Dataset content.
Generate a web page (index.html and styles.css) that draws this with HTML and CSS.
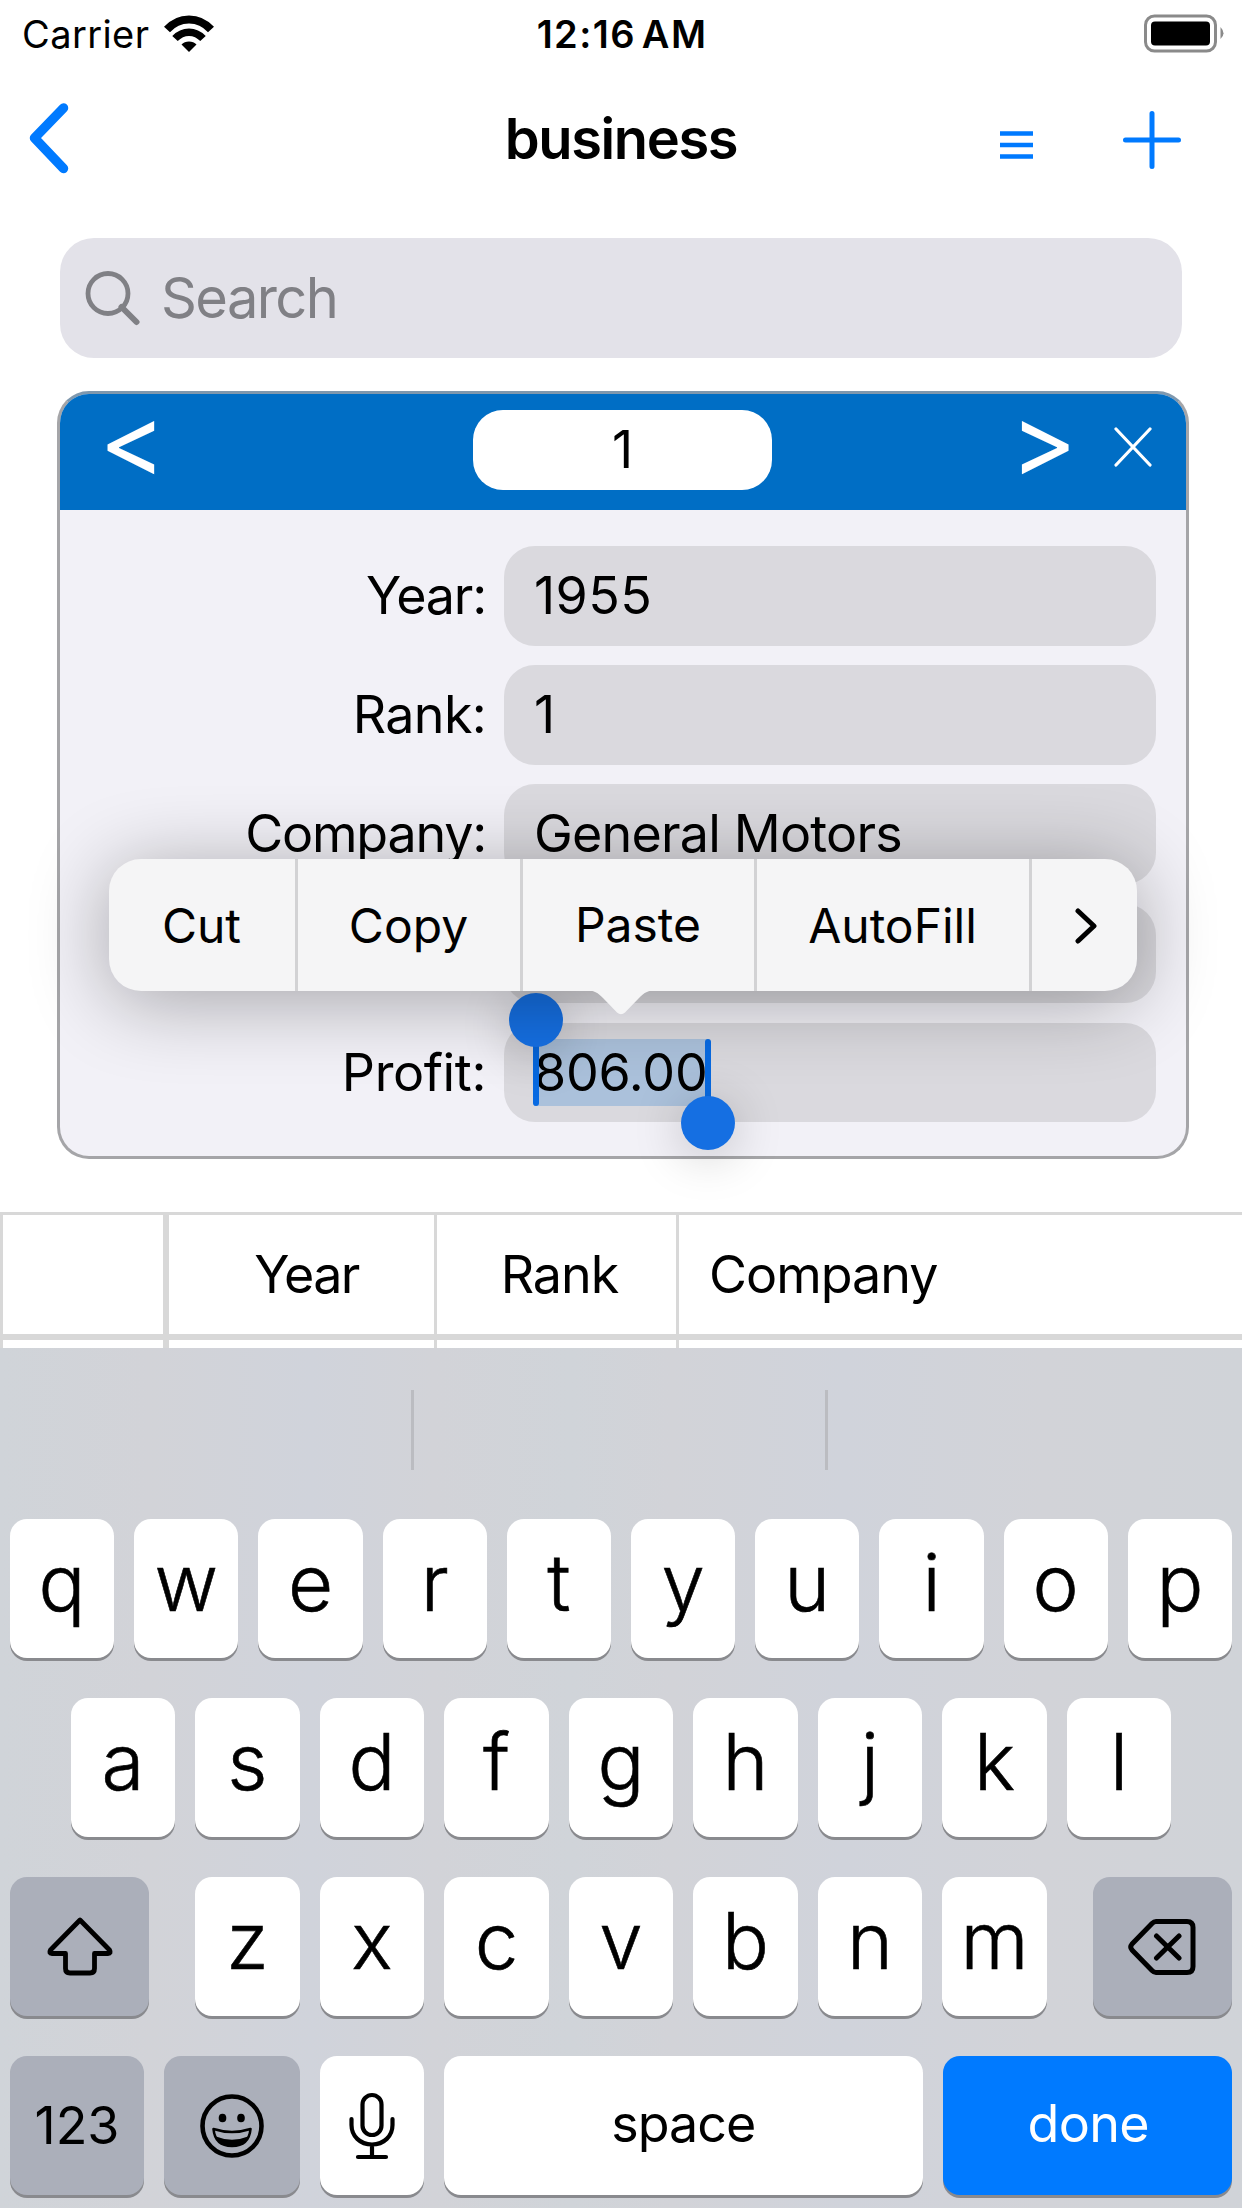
FILE: index.html
```
<!DOCTYPE html>
<html lang="en">
<head>
  <meta charset="UTF-8">
  <title>business</title>
  <link rel="stylesheet" href="styles.css">
</head>
<body>

  <div class="status-bar">
    <div class="carrier">
      <span class="carrier-name">Carrier</span>
      <svg class="wifi" width="50" height="38" viewBox="0 0 50 38">
        <path d="M3 14.5 C15 1 35 1 47 14.5" fill="none" stroke="#000" stroke-width="8"/>
        <path d="M11 23.5 C19 15 31 15 39 23.5" fill="none" stroke="#000" stroke-width="7.5"/>
        <path d="M25 37 L17.5 29.5 C21 25.5 29 25.5 32.500 29.5 Z"/>
      </svg>
    </div>
    <span class="time">12:16 AM</span>
    <svg class="battery" width="82" height="40" viewBox="0 0 82 40">
      <rect x="2.500" y="2" width="70" height="35" rx="9" fill="none" stroke="#8a8a8a" stroke-width="3"/>
      <rect x="8" y="7.500" width="59" height="24" rx="4"/>
      <path d="M77.500 13 q6 6.500 0 12 Z" fill="#8a8a8a"/>
    </svg>
  </div>

  <div class="nav-bar">
    <svg class="back" width="44" height="74" viewBox="0 0 44 74">
      <path d="M37.500 7 L8.500 37 L37.500 67.500" fill="none" stroke="#007aff" stroke-width="9.500" stroke-linecap="round" stroke-linejoin="round"/>
    </svg>
    <h1>business</h1>
    <div class="actions">
      <svg width="33" height="28" viewBox="0 0 33 28" class="list-icon">
        <path d="M0 2.500 H33 M0 14 H33 M0 25.500 H33" stroke="#007aff" stroke-width="4.500"/>
      </svg>
      <svg width="58" height="58" viewBox="0 0 58 58">
        <path d="M29 2.500 V55.500 M2.500 29 H55.500" stroke="#007aff" stroke-width="5" stroke-linecap="round"/>
      </svg>
    </div>
  </div>

  <div class="search">
    <svg width="56" height="56" viewBox="0 0 56 56">
      <path d="M36.500 37 L51.500 52" stroke="#808085" stroke-width="6" stroke-linecap="round"/>
      <circle cx="23" cy="23.500" r="20" fill="none" stroke="#808085" stroke-width="4.800"/>
    </svg>
    <span>Search</span>
  </div>

  <div class="card">
    <div class="card-header">
      <span class="prev">&lt;</span>
      <span class="record">1</span>
      <span class="next">&gt;</span>
      <svg class="close" width="38" height="40" viewBox="0 0 38 40">
        <path d="M2 2 L36 38 M36 2 L2 38" stroke="#fff" stroke-width="3.200" stroke-linecap="round"/>
      </svg>
    </div>
    <div class="fields">
      <label>Year:</label><div class="field digits">1955</div>
      <label class="rank-label">Rank:</label><div class="field">1</div>
      <label>Company:</label><div class="field">General Motors</div>
      <label></label><div class="field"></div>
      <label class="profit-label">Profit:</label>
      <div class="field">
        <span class="selection">806.00<i class="handle start"></i><i class="handle end"></i></span>
      </div>
    </div>

    <div class="edit-menu">
      <span class="item cut">Cut</span>
      <span class="item copy">Copy</span>
      <span class="item paste">Paste</span>
      <span class="item autofill">AutoFill</span>
      <span class="item more">
        <svg width="24" height="36" viewBox="0 0 24 36">
          <path d="M4 3 L20 18 L4 33" fill="none" stroke="#000" stroke-width="5" stroke-linecap="round" stroke-linejoin="round"/>
        </svg>
      </span>
      <svg class="arrow" width="76" height="26" viewBox="0 0 76 26">
        <path d="M0 0 C12 0 15 3 20 8 L34 22.500 Q38 26 42 22.500 L56 8 C61 3 64 0 76 0 Z" fill="#f5f5f6"/>
      </svg>
    </div>
  </div>

  <div class="table">
    <div class="row">
      <span class="corner"></span>
      <span class="year">Year</span>
      <span class="rank">Rank</span>
      <span class="company">Company</span>
    </div>
    <div class="row next-row">
      <span class="corner"></span>
      <span class="year"></span>
      <span class="rank"></span>
      <span class="company"></span>
    </div>
  </div>

  <div class="keyboard">
    <div class="suggestions">
      <span></span><span></span><span></span>
    </div>
    <div class="keys">
      <b>q</b><b>w</b><b>e</b><b>r</b><b>t</b><b>y</b><b>u</b><b>i</b><b>o</b><b>p</b>
    </div>
    <div class="keys">
      <b>a</b><b>s</b><b>d</b><b>f</b><b>g</b><b>h</b><b>j</b><b>k</b><b>l</b>
    </div>
    <div class="keys spread">
      <b class="dark shift">
        <svg width="70" height="62" viewBox="0 0 70 62">
          <path d="M35 4 L5.500 34 Q3.500 37.500 7 37.500 H20.500 V52.500 Q20.500 57 25 57 H45 Q49.500 57 49.500 52.500 V37.500 H63 Q66.500 37.500 64.500 34 Z" fill="none" stroke="#000" stroke-width="4.800" stroke-linejoin="round"/>
        </svg>
      </b>
      <div class="letters"><b>z</b><b>x</b><b>c</b><b>v</b><b>b</b><b>n</b><b>m</b></div>
      <b class="dark delete">
        <svg width="70" height="60" viewBox="0 0 70 60">
          <path d="M28 4.500 H59 Q65 4.500 65 10.500 V49.500 Q65 55.500 59 55.500 H28 Q26 55.500 24 53.500 L4 33 Q1.500 30 4 27 L24 6.500 Q26 4.500 28 4.500 Z M28.500 19 L51 41 M51 19 L28.500 41" fill="none" stroke="#000" stroke-width="5" stroke-linecap="round" stroke-linejoin="round"/>
        </svg>
      </b>
    </div>
    <div class="keys bottom">
      <b class="dark numbers">123</b>
      <b class="dark emoji">
        <svg width="66" height="66" viewBox="0 0 66 66">
          <circle cx="33" cy="33" r="29.500" fill="none" stroke="#000" stroke-width="4.600"/>
          <ellipse cx="23.500" cy="25" rx="3.800" ry="4.300"/>
          <ellipse cx="42" cy="25" rx="3.800" ry="4.300"/>
          <path d="M14.500 36 Q33 42 51.500 36 Q50 53 33 53 Q16 53 14.500 36 Z" fill="none" stroke="#000" stroke-width="2.600" stroke-linejoin="round"/>
          <path d="M17 43.500 Q33 50 49 43.500 Q45 53.500 33 53.500 Q21 53.500 17 43.500 Z"/>
        </svg>
      </b>
      <b class="mic">
        <svg width="50" height="68" viewBox="0 0 50 68">
          <g fill="none" stroke="#000" stroke-width="4.200" stroke-linecap="round">
            <rect x="15.500" y="3" width="19" height="40" rx="9.500"/>
            <path d="M4.500 27 V33 C4.500 44 13 52.500 25 52.500 C37 52.500 45.500 44 45.500 33 V27 M25 53 V65 M11 65 H39"/>
          </g>
        </svg>
      </b>
      <b class="space">space</b>
      <b class="done">done</b>
    </div>
  </div>

</body>
</html>
```
FILE: styles.css
```
* {
  box-sizing: border-box;
}
body {
  margin: 0;
  width: 1242px;
  height: 2208px;
  overflow: hidden;
  background: #fff;
  color: #000;
  font-family: Inter, "Liberation Sans", sans-serif;
  font-size: 52px;
}
svg {
  display: block;
  flex: none;
}

/* status bar */
.status-bar {
  height: 68px;
  display: grid;
  grid-template-columns: 1fr auto 1fr;
  align-items: center;
  padding: 0 17px 0 22px;
  font-size: 38px;
}
.carrier {
  display: flex;
  align-items: center;
  gap: 15px;
  letter-spacing: 0.4px;
}
.time {
  margin-left: -3px;
  font-weight: 600;
  letter-spacing: 1.4px;
  word-spacing: -5px;
}
.battery {
  justify-self: end;
}

/* nav bar */
.nav-bar {
  height: 170px;
  display: grid;
  grid-template-columns: 1fr auto 1fr;
  padding: 33px 26px 0;
}
h1 {
  margin: 0;
  height: 76px;
  line-height: 76px;
  font-size: 56px;
  font-weight: 600;
  letter-spacing: -1.4px;
}
.actions {
  display: flex;
  justify-content: flex-end;
  gap: 90px;
  padding: 10px 35px 0 0;
}
.list-icon {
  margin-top: 20px;
}

.search {
  height: 120px;
  margin: 0 60px 33px;
  padding-left: 25px;
  display: flex;
  align-items: center;
  gap: 20px;
  border-radius: 34px;
  background: #e3e2e9;
  color: #808085;
  font-size: 56px;
  letter-spacing: -1.6px;
}

/* record card */
.card {
  position: relative;
  width: 1132px;
  height: 768px;
  margin-left: 57px;
  border: 3px solid #a5a5a8;
  border-top-color: #7f98ae;
  border-radius: 32px;
  background: #f2f1f7;
}
.card-header {
  height: 116px;
  display: grid;
  grid-template-columns: 413px 299px 305px 1fr;
  align-items: center;
  border-radius: 29px 29px 0 0;
  background: #006ec5;
}
.prev, .next {
  padding-bottom: 26px;
  color: #fff;
  font-size: 101px;
  font-weight: 400;
  line-height: 80px;
}
.prev {
  padding-left: 39px;
}
.next {
  text-align: right;
}
.record {
  height: 80px;
  margin-bottom: 4px;
  line-height: 80px;
  border-radius: 30px;
  background: #fff;
  text-align: center;
}
.close {
  margin: 0 0 10px 37px;
}
.fields {
  display: grid;
  grid-template-columns: 426px 652px;
  grid-auto-rows: 99.5px;
  gap: 19.7px 18px;
  padding-top: 36px;
  line-height: 100px;
}
.fields label {
  text-align: right;
  letter-spacing: -1.2px;
}
.fields .rank-label {
  letter-spacing: -0.7px;
}
.fields .profit-label {
  letter-spacing: -0.4px;
}
.field {
  padding-left: 30px;
  border-radius: 31px;
  background: #dad9de;
  letter-spacing: -0.8px;
}
.digits {
  letter-spacing: 0.4px;
}
.selection {
  position: relative;
  display: inline-block;
  height: 67px;
  line-height: 67px;
  background: #abc1db;
  letter-spacing: -0.2px;
}
.handle {
  position: absolute;
  width: 6px;
  height: 67px;
  border-radius: 3px;
  background: #086ae2;
}
.handle::after {
  content: "";
  position: absolute;
  left: -24px;
  width: 54px;
  height: 54px;
  border-radius: 50%;
  background: #156fe2;
  box-shadow: 0 6px 50px rgba(0, 0, 0, 0.22);
}
.start {
  left: -1px;
  top: 0;
}
.start::after {
  top: -46px;
}
.end {
  right: -3px;
  top: 0;
}
.end::after {
  top: 57px;
}

/* callout over the fields */
.edit-menu {
  position: absolute;
  left: 49px;
  top: 465px;
  width: 1028px;
  height: 132px;
  display: flex;
  border-radius: 32px;
  background: #f5f5f6;
  box-shadow: 0 10px 80px rgba(0, 0, 0, 0.32);
  font-size: 48px;
  line-height: 134px;
  text-align: center;
}
.item {
  padding-right: 1px;
  border-right: 3px solid #d2d2d4;
}
.cut { width: 189px; }
.copy { width: 225px; }
.paste { width: 234px; line-height: 131px; }
.autofill { width: 275px; }
.more {
  flex: 1;
  display: flex;
  align-items: center;
  justify-content: center;
  padding: 2px 0 0 3px;
  border: none;
}
.arrow {
  position: absolute;
  left: 474px;
  top: 131px;
}

/* table */
.table {
  height: 136px;
  margin-top: 53px;
  border-top: 3px solid #d8d8d8;
  border-left: 3px solid #d8d8d8;
  letter-spacing: -1px;
}
.row {
  height: 125px;
  display: grid;
  grid-template-columns: 166px 268px 242px 1fr;
  border-bottom: 6px solid #d8d8d8;
  line-height: 120px;
}
.next-row {
  height: 8px;
  border: none;
}
.row span {
  border-right: 3px solid #d8d8d8;
}
.row .corner {
  border-right-width: 6px;
}
.year {
  padding-left: 10px;
  text-align: center;
  letter-spacing: -1.6px;
}
.rank {
  padding-left: 6px;
  text-align: center;
}
.row .company {
  padding-left: 30px;
  border: none;
}

/* keyboard */
.keyboard {
  height: 861px;
  padding: 0 10px;
  background: linear-gradient(90deg, #d0d4d9, #d2d3d8 12%, #d0d3db 25%, #d2d3d8 35%, #d0d4d9 46%, #d2d3d8 54%, #d0d3db 68%, #d2d3d8 84%, #d0d3d8);
}
.suggestions {
  height: 171px;
  margin: 0 -10px;
  padding-top: 42px;
  display: flex;
}
.suggestions span {
  width: 414px;
  height: 80px;
  border-left: 3px solid #bbbcc1;
}
.suggestions span:first-child {
  width: 411px;
  border: none;
}
.keys {
  height: 139px;
  margin-bottom: 40px;
  display: flex;
  justify-content: center;
  gap: 20px;
}
.spread {
  justify-content: space-between;
}
.letters {
  display: flex;
  gap: 20px;
}
.keys b {
  width: 104.5px;
  height: 139px;
  display: flex;
  justify-content: center;
  border-radius: 17px;
  background: #fff;
  box-shadow: 0 3px 0 #898a8e;
  font-size: 78px;
  font-weight: 300;
  line-height: 127px;
  -webkit-text-stroke: 0.6px;
}
.keys .dark {
  align-items: center;
  background: #abafba;
}
.keys .shift, .keys .delete {
  width: 139px;
}
.bottom .numbers, .bottom .space, .bottom .done {
  font-size: 52px;
  font-weight: 400;
  line-height: 136px;
  -webkit-text-stroke: 0;
}
.bottom .numbers {
  width: 134px;
  line-height: 140px;
}
.bottom .emoji { width: 135.5px; }
.bottom .mic { align-items: center; }
.bottom .space {
  width: 478.5px;
  letter-spacing: -1px;
}
.bottom .done {
  flex: 1;
  padding-left: 2px;
  background: #007aff;
  color: #fff;
  letter-spacing: -0.6px;
}
```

Aim. Locate and copy each line in the data above that includes the word "index".

Full output.
Generate a web page (index.html and styles.css) that draws this with HTML and CSS.
FILE: index.html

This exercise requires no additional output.